Exhibit 4: SONC relative performance vs S&P 500 TR Index between buyback announcement and acquisition

Sinclair Broadcast Group (SBGI) announced a $1 billion buyback (35% of outstanding shares) on Aug. 9, 2018. Chris Ripley, CEO, states, “It is unfortunate that Tribune Media Company terminated our Merger Agreement. Nonetheless, we strongly believe in the long-term outlook of our Company and disagree with the market’s current discounted view on our share price. The $1 billion authorization does not use our future cash flow generation, but simply the excess cash currently on our balance sheet.” From that point until May 29, 2019, SBGI returned 99.5% versus -0.8% for the S&P 500 TR index.

Exhibit 5: SBGI relative performance vs S&P 500 TR Index between buyback announcement and 5/29/19

On Jan. 23, Lam Research Corp. (LRCX) announced a buyback for $5 billion, which represents 23% of its outstanding shares. This was announced in conjunction with earnings that beat the highest estimate.

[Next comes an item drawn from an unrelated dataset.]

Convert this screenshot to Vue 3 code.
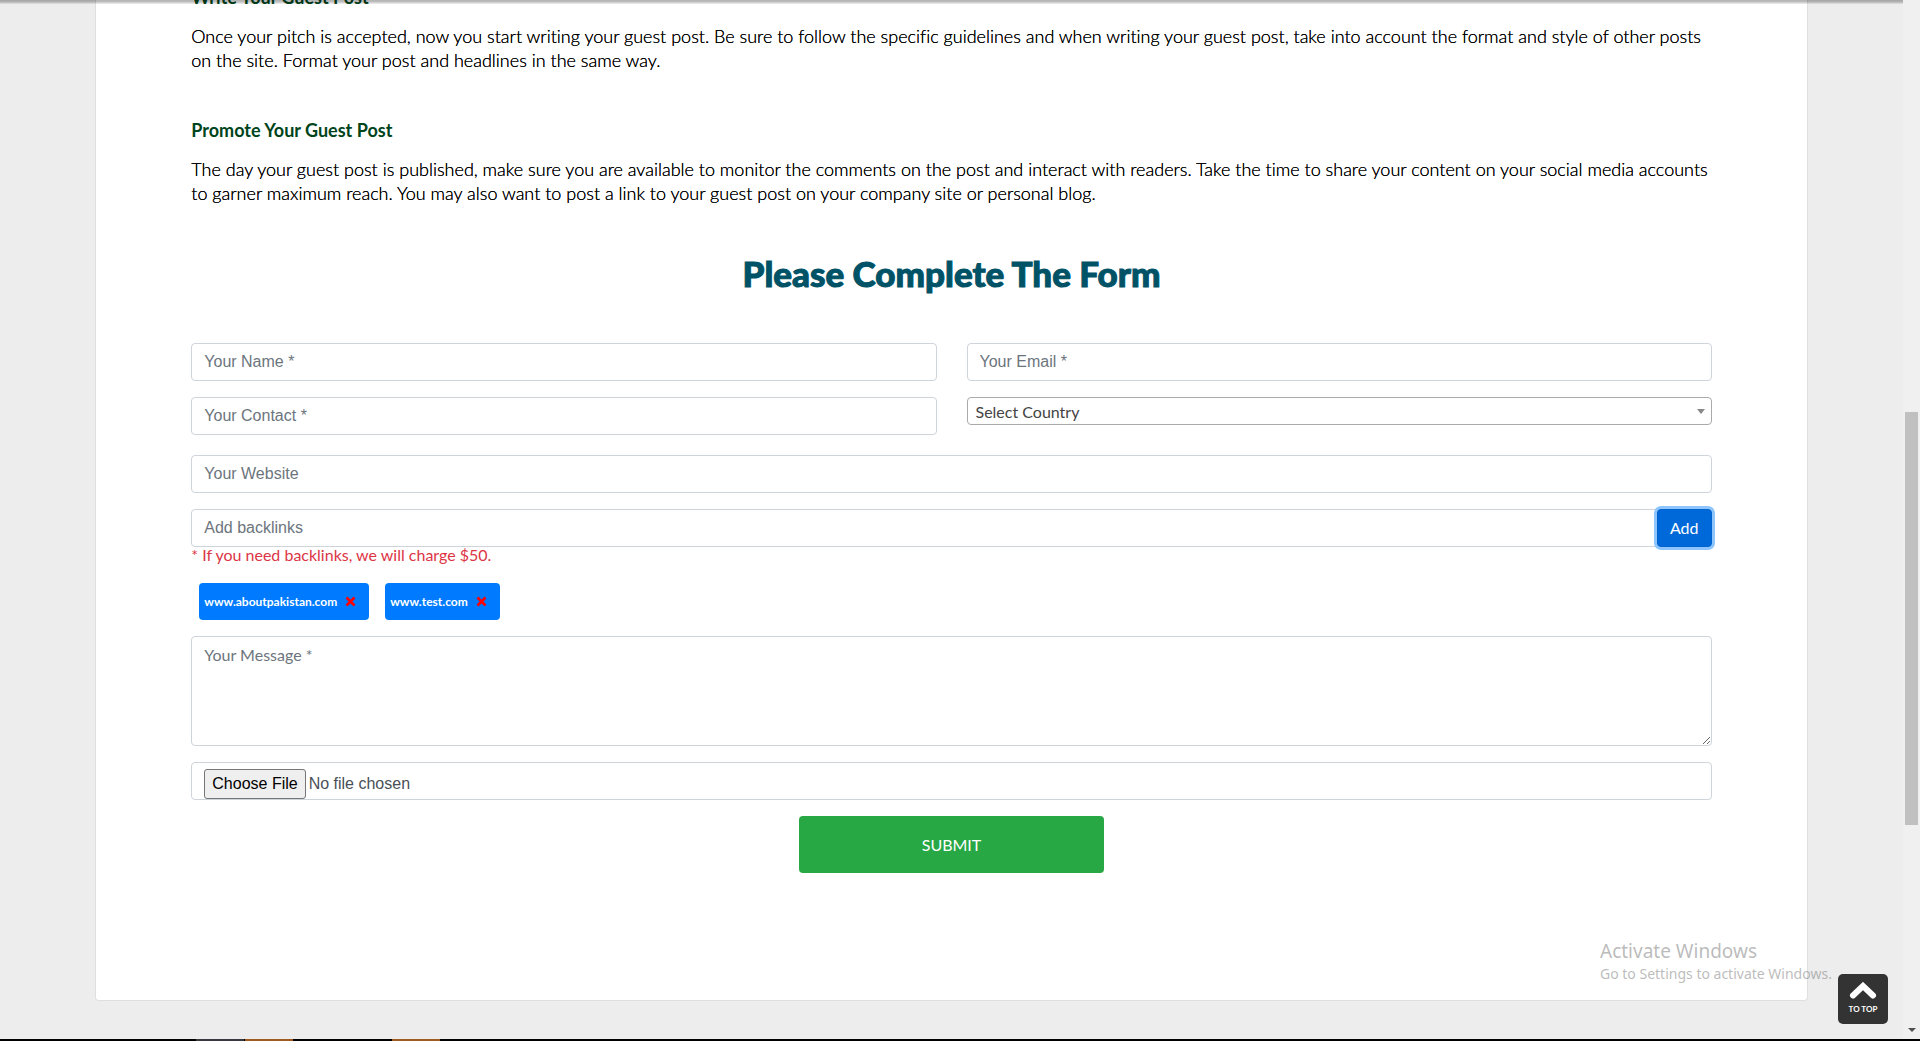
<script setup>
import { ref } from 'vue'

const links = ref(['www.aboutpakistan.com', 'www.test.com'])
const draft = ref('')

function addLink() {
  if (!draft.value.trim()) return
  links.value.push(draft.value.trim())
  draft.value = ''
}
</script>

<template>
  <div class="screen">
    <div class="window">
      <main class="page">
        <section class="card">
          <article class="guide">
            <h3>Write Your Guest Post</h3>
            <p>
              Once your pitch is accepted, now you start writing your guest post. Be sure to follow the specific
              guidelines and when writing your guest post, take into account the format and style of other posts
              on the site. Format your post and headlines in the same way.
            </p>
            <h3>Promote Your Guest Post</h3>
            <p>
              The day your guest post is published, make sure you are available to monitor the comments on the post
              and interact with readers. Take the time to share your content on your social media accounts
              to garner maximum reach. You may also want to post a link to your guest post on your company site or
              personal blog.
            </p>
          </article>

          <h2>Please Complete The Form</h2>

          <form @submit.prevent>
            <div class="pair">
              <input class="field" type="text" placeholder="Your Name *" aria-label="Your Name" />
              <input class="field" type="email" placeholder="Your Email *" aria-label="Your Email" />
              <input class="field" type="tel" placeholder="Your Contact *" aria-label="Your Contact" />
              <div class="country">
                <select aria-label="Select Country">
                  <option>Select Country</option>
                </select>
                <svg width="8" height="5" viewBox="0 0 8 5" aria-hidden="true"><path d="M0 0h8L4 5z" fill="#888" /></svg>
              </div>
            </div>
            <input class="field website" type="text" placeholder="Your Website" aria-label="Your Website" />
            <div class="backlinks">
              <input v-model="draft" class="field" type="text" placeholder="Add backlinks" aria-label="Add backlinks" />
              <button class="add" type="button" @click="addLink">Add</button>
            </div>
            <p class="note">* If you need backlinks, we will charge $50.</p>
            <ul class="chips">
              <li v-for="(link, i) in links" :key="link">
                {{ link }}
                <button type="button" :aria-label="'Remove ' + link" @click="links.splice(i, 1)">
                  <svg width="11" height="11" viewBox="0 0 11 11" aria-hidden="true">
                    <path d="M1.5 1.5l8 8M9.5 1.5l-8 8" stroke="#f00" stroke-width="2.6" />
                  </svg>
                </button>
              </li>
            </ul>
            <textarea class="field message" placeholder="Your Message *" aria-label="Your Message"></textarea>
            <input class="field file" type="file" aria-label="Choose File" />
            <button class="submit" type="submit">SUBMIT</button>
          </form>
        </section>
      </main>
      <div class="scrollbar" aria-hidden="true">
        <div class="thumb"></div>
        <svg width="8" height="4" viewBox="0 0 8 4"><path d="M0 0h8L4 4z" fill="#505050" /></svg>
      </div>
      <div class="watermark">
        <div class="big">Activate Windows</div>
        <div>Go to Settings to activate Windows.</div>
      </div>
      <a class="top" href="#app">
        <svg width="28" height="18" viewBox="0 0 28 18" aria-hidden="true">
          <path d="M4 13.5L14 4l10 9.5" fill="none" stroke="#fff" stroke-width="6" stroke-linecap="round" />
        </svg>
        <span>TO TOP</span>
      </a>
    </div>
    <div class="taskbar" aria-hidden="true"><i class="idle"></i><i></i><i class="far"></i></div>
  </div>
</template>

<style>
body {
  margin: 0;
  overflow: hidden;
}
</style>

<style scoped>
* {
  box-sizing: border-box;
}
.screen {
  display: flex;
  flex-direction: column;
  height: 100vh;
  background: #ededed;
  font-family: Lato, "Liberation Sans", sans-serif;
  font-size: 16px;
  font-variant-ligatures: none;
  color: #000;
}
.window {
  position: relative;
  display: flex;
  flex: 1;
  min-height: 0;
  overflow: hidden;
}
.window::before {
  content: "";
  position: absolute;
  inset: 0 17px auto 0;
  height: 4px;
  background: linear-gradient(rgba(0, 0, 0, 0.3), rgba(0, 0, 0, 0.26) 40%, rgba(0, 0, 0, 0.05));
}
.page {
  flex: 1;
  min-width: 0;
}
.card {
  margin: 0 5%;
  padding: 0 5% 127px;
  background: #fff;
  border: 1px solid #dfdfdf;
  border-top: 0;
  border-radius: 0 0 4px 4px;
}
.guide {
  display: flow-root;
}
.guide h3 {
  margin: 47px 0 16px;
  font-size: 18px;
  line-height: 22px;
  font-weight: 700;
  color: #00441b;
}
.guide h3:first-child {
  margin-top: -14px;
}
.guide p {
  margin: 0;
  font-size: 18px;
  line-height: 24px;
  font-weight: 300;
  text-shadow: 0 0 0 #000;
}
h2 {
  margin: 48px 0 50px;
  text-align: center;
  font-size: 35px;
  line-height: 40px;
  font-weight: 900;
  color: #005266;
  -webkit-text-stroke: 1px #005266;
}
form {
  display: flex;
  flex-direction: column;
}
.pair {
  display: grid;
  grid-template-columns: 1fr 1fr;
  gap: 16px 30px;
  align-items: start;
}
.field {
  width: 100%;
  height: 38px;
  padding: 6px 12px;
  border: 1px solid #ced4da;
  border-radius: 4px;
  background: #fff;
  font: 16px/24px "Liberation Sans", Arial, sans-serif;
  color: #495057;
}
.field::placeholder {
  color: #6c757d;
  opacity: 1;
}
.country {
  position: relative;
}
.country select {
  display: block;
  width: 100%;
  height: 28px;
  padding: 0 8px;
  appearance: none;
  border: 1px solid #aaa;
  border-radius: 4px;
  background: #fff;
  font: 16px Lato, sans-serif;
  color: #444;
}
.country svg {
  position: absolute;
  top: 12px;
  right: 7px;
}
.website {
  margin: 20px 0 16px;
}
.backlinks {
  display: flex;
}
.backlinks .field {
  flex: 1;
  border-radius: 4px 0 0 4px;
}
.add {
  width: 55px;
  height: 38px;
  border: 1px solid #0062cc;
  border-radius: 4px;
  background: #0069d9;
  box-shadow: 0 0 0 3px #8fc5ff;
  font: 16px/24px Lato, sans-serif;
  color: #fff;
}
.note {
  margin: 0;
  line-height: 16px;
  color: #dc3545;
}
.chips {
  display: flex;
  gap: 16px;
  margin: 20px 8px 16px;
  padding: 0;
  list-style: none;
}
.chips li {
  display: flex;
  align-items: center;
  gap: 8px;
  height: 37px;
  padding: 0 13px 0 5px;
  border-radius: 4px;
  background: #007bff;
  font-size: 12px;
  font-weight: 700;
  color: #fff;
}
.chips button {
  display: flex;
  padding: 0;
  border: 0;
  background: none;
}
.message {
  height: 110px;
  margin-bottom: 16px;
  font-family: Lato, sans-serif;
  resize: vertical;
}
.file {
  overflow: hidden;
}
.file::file-selector-button {
  height: 30px;
  margin-right: 3px;
  padding: 1px 7px;
  border: 1px solid #767676;
  border-radius: 3px;
  background: #efefef;
  font: inherit;
  color: #000;
}
.submit {
  align-self: center;
  width: 20%;
  height: 57px;
  margin-top: 16px;
  border: 0;
  border-radius: 4px;
  background: #28a745;
  font: 16px Lato, sans-serif;
  color: #fff;
}
.scrollbar {
  display: flex;
  flex-direction: column;
  align-items: center;
  justify-content: space-between;
  width: 17px;
  padding-bottom: 7px;
  background: #f0f0f0;
}
.thumb {
  width: 13px;
  height: 40%;
  margin-top: 412px;
  background: #c0c0c0;
}
.watermark {
  position: absolute;
  right: 85px;
  bottom: 55px;
  width: 235px;
  white-space: nowrap;
  font-family: "Noto Sans", "Open Sans", sans-serif;
  font-size: 14px;
  line-height: 20px;
  color: rgba(120, 120, 120, 0.5);
}
.watermark .big {
  font-size: 19px;
  line-height: 26px;
}
.top {
  position: absolute;
  right: 32px;
  bottom: 15px;
  display: flex;
  flex-direction: column;
  align-items: center;
  width: 50px;
  height: 50px;
  padding-top: 8px;
  border-radius: 5px;
  background: #333;
  font-size: 8px;
  line-height: 10px;
  font-weight: 700;
  color: #fff;
  text-decoration: none;
}
.top span {
  margin-top: 4px;
}
.taskbar {
  display: flex;
  gap: 1px;
  height: 2px;
  padding-left: 196px;
  background: #000;
}
.taskbar i {
  width: 48px;
  background: #a05a20;
}
.taskbar .idle {
  background: #38393f;
}
.taskbar .far {
  margin-left: 98px;
}
</style>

LRCX has since returned 28.3% versus 6.3% for the S&P 500 TR index as of 5/29/2019.

Exhibit 6: LRCX relative performance vs S&P 500 TR Index between buyback announcement and 5/29/19

All of these companies highlight the impact of large, proportional buybacks on their future stock price. Large buybacks, where management has conviction, can be a powerful tool for investors who are evaluating opportunities in the market. The size of the buyback, as it compares to the company’s outstanding shares, is the number to look for.